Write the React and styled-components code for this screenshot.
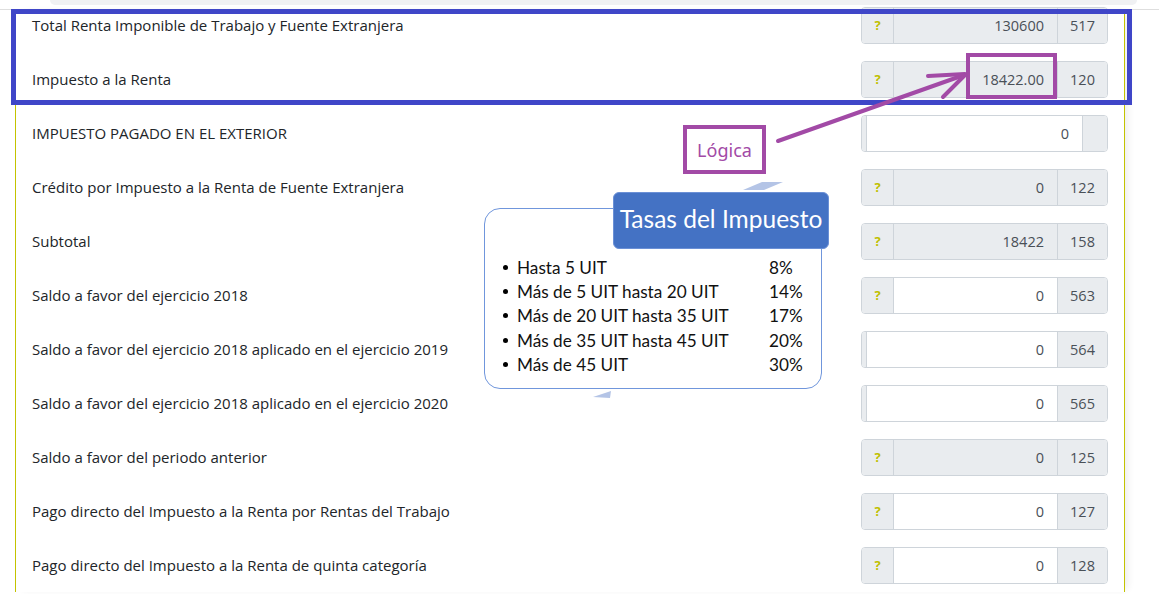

...

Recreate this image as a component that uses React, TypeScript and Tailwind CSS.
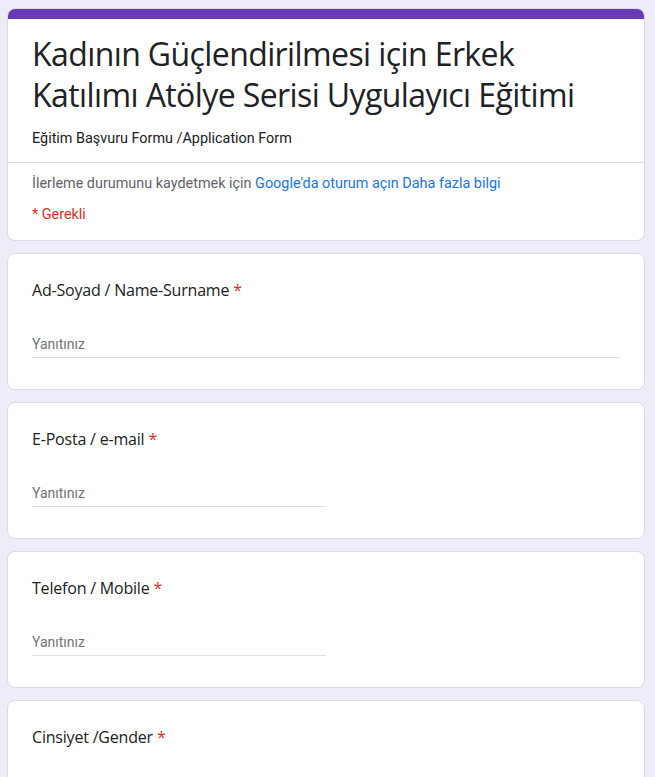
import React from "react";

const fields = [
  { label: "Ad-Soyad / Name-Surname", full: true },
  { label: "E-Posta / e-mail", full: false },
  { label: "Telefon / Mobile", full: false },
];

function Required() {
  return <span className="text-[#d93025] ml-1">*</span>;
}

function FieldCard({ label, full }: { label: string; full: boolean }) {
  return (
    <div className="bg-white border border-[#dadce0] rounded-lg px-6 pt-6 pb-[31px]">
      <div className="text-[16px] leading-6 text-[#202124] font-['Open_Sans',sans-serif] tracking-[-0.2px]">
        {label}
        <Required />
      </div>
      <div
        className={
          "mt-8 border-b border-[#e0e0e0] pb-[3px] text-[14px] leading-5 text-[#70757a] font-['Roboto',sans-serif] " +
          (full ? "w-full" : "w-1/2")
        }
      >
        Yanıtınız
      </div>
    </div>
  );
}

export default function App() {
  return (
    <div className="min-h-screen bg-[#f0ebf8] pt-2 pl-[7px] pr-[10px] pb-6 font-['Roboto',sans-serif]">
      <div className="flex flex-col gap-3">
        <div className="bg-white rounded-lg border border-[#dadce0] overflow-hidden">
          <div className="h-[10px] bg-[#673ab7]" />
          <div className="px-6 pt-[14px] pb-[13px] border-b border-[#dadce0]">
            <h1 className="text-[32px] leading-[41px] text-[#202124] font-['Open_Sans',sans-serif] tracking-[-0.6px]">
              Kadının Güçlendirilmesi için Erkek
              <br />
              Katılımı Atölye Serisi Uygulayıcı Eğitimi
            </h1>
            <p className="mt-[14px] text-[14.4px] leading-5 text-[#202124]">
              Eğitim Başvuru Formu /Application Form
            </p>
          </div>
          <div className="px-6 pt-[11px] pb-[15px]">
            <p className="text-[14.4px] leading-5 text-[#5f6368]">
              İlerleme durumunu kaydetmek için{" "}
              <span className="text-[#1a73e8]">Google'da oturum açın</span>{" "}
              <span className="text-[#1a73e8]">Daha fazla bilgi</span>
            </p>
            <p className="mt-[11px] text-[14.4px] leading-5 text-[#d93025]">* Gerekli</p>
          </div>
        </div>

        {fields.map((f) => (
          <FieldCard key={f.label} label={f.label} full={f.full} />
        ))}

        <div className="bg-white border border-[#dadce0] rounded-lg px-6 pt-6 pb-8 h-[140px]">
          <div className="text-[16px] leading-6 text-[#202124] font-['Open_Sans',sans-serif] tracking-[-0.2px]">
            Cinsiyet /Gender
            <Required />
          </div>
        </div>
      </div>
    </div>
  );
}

---

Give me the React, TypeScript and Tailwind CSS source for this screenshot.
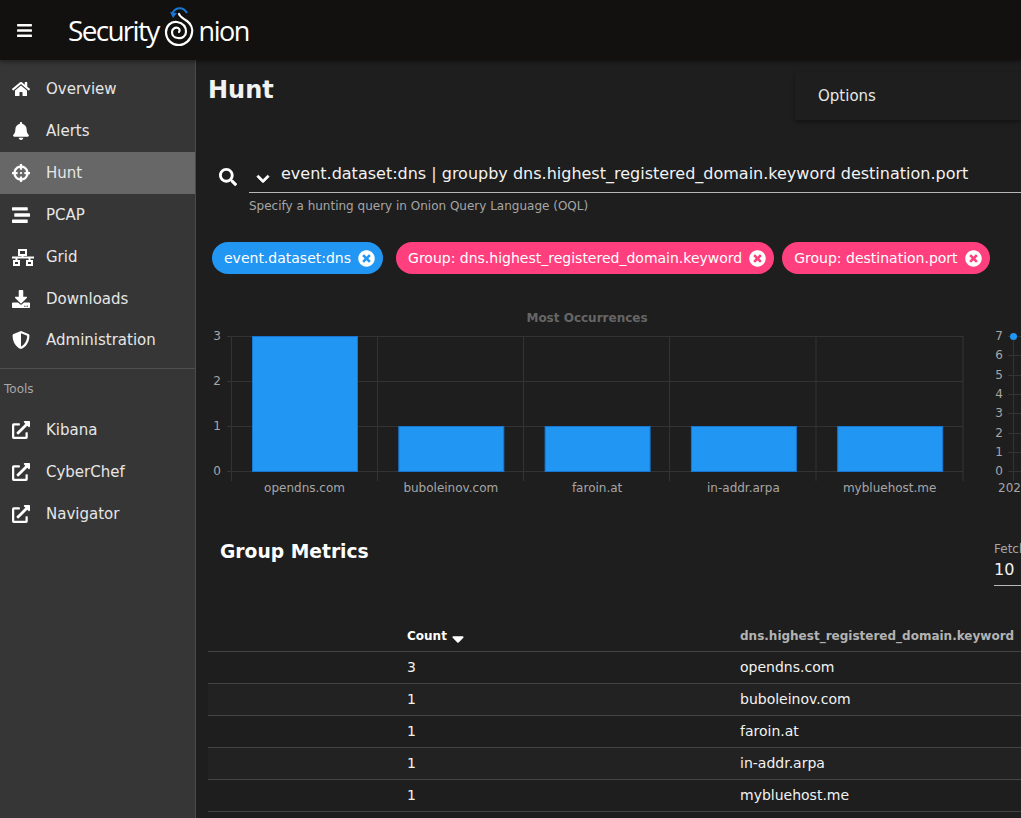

EXERCISE GOAL => Pull out each line containing the word "screenshot" and copy it.

THE OUTPUT =>
Write the React and styled-components code for this screenshot.
Give me the React, TypeScript and Tailwind CSS source for this screenshot.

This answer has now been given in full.